### [Provided data]
▬▬▬

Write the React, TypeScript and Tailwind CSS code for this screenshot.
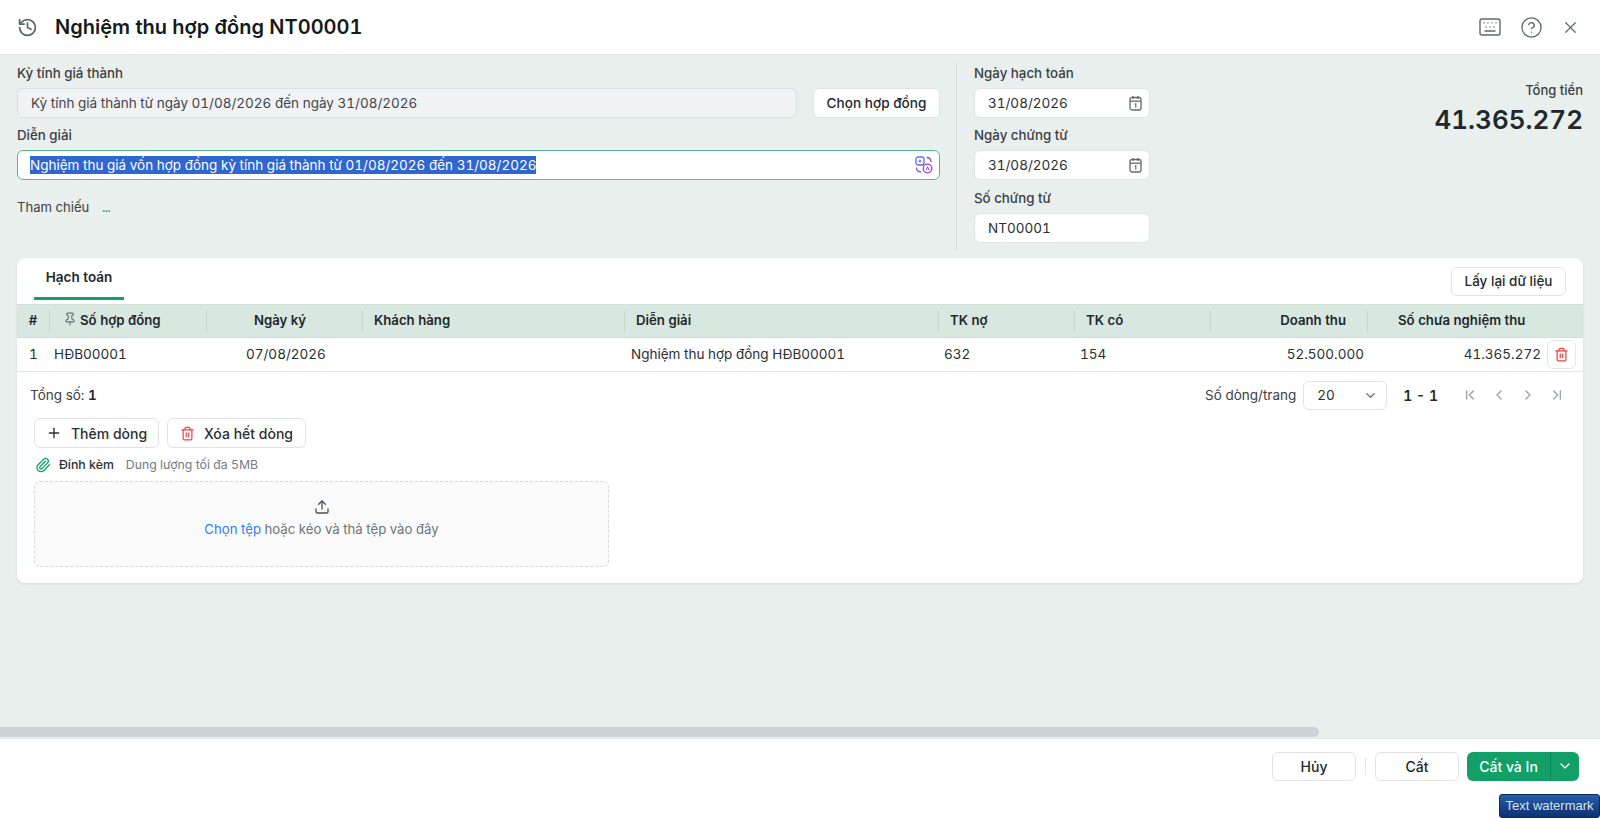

▬▬▬

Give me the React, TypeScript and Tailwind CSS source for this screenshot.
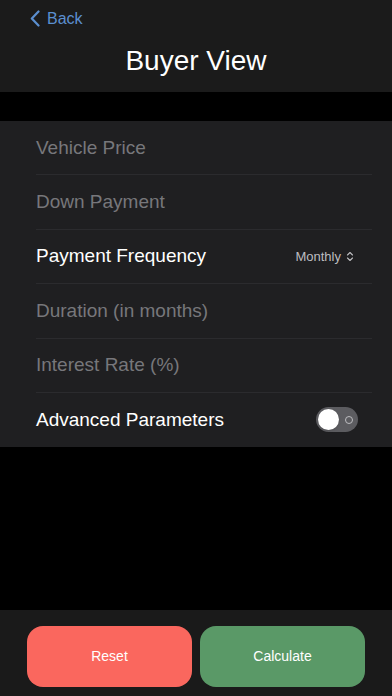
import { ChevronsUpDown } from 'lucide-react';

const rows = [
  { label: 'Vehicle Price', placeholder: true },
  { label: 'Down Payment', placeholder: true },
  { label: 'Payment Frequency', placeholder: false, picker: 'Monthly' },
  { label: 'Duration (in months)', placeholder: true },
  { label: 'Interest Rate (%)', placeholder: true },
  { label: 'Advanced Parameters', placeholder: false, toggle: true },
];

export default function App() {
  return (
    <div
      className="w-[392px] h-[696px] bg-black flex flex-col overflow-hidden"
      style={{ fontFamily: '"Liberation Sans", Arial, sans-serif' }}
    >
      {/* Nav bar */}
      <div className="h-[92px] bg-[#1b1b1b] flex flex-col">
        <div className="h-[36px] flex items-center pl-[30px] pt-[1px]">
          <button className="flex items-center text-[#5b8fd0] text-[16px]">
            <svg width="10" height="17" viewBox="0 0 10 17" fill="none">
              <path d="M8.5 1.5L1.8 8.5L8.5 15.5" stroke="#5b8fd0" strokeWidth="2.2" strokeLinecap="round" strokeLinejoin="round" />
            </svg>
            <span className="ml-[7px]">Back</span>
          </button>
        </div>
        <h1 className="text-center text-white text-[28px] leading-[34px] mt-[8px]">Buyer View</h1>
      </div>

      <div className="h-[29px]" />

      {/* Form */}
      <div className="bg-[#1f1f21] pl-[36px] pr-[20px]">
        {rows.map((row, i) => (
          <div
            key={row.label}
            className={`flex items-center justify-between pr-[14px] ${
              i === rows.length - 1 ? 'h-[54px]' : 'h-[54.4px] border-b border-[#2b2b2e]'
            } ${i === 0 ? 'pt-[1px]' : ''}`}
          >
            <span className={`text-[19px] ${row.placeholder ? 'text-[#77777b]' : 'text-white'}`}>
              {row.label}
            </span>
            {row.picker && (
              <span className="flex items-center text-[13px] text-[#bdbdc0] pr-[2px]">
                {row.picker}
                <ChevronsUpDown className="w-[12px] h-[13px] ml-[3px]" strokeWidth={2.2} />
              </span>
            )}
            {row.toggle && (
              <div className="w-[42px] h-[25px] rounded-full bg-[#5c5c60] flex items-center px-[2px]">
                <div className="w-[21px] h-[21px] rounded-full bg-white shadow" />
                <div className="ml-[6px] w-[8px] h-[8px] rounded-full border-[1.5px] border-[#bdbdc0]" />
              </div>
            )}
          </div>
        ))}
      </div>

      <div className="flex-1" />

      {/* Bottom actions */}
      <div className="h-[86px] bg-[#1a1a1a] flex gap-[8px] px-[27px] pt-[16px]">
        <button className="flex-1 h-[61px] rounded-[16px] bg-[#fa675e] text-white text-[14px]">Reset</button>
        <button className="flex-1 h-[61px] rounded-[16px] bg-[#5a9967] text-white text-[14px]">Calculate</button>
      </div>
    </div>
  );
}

▬▬▬

### [Aim]
Identify and copy lines that hold the string "screenshot".

### [Response to this exercise]
Write the React, TypeScript and Tailwind CSS code for this screenshot.
Give me the React, TypeScript and Tailwind CSS source for this screenshot.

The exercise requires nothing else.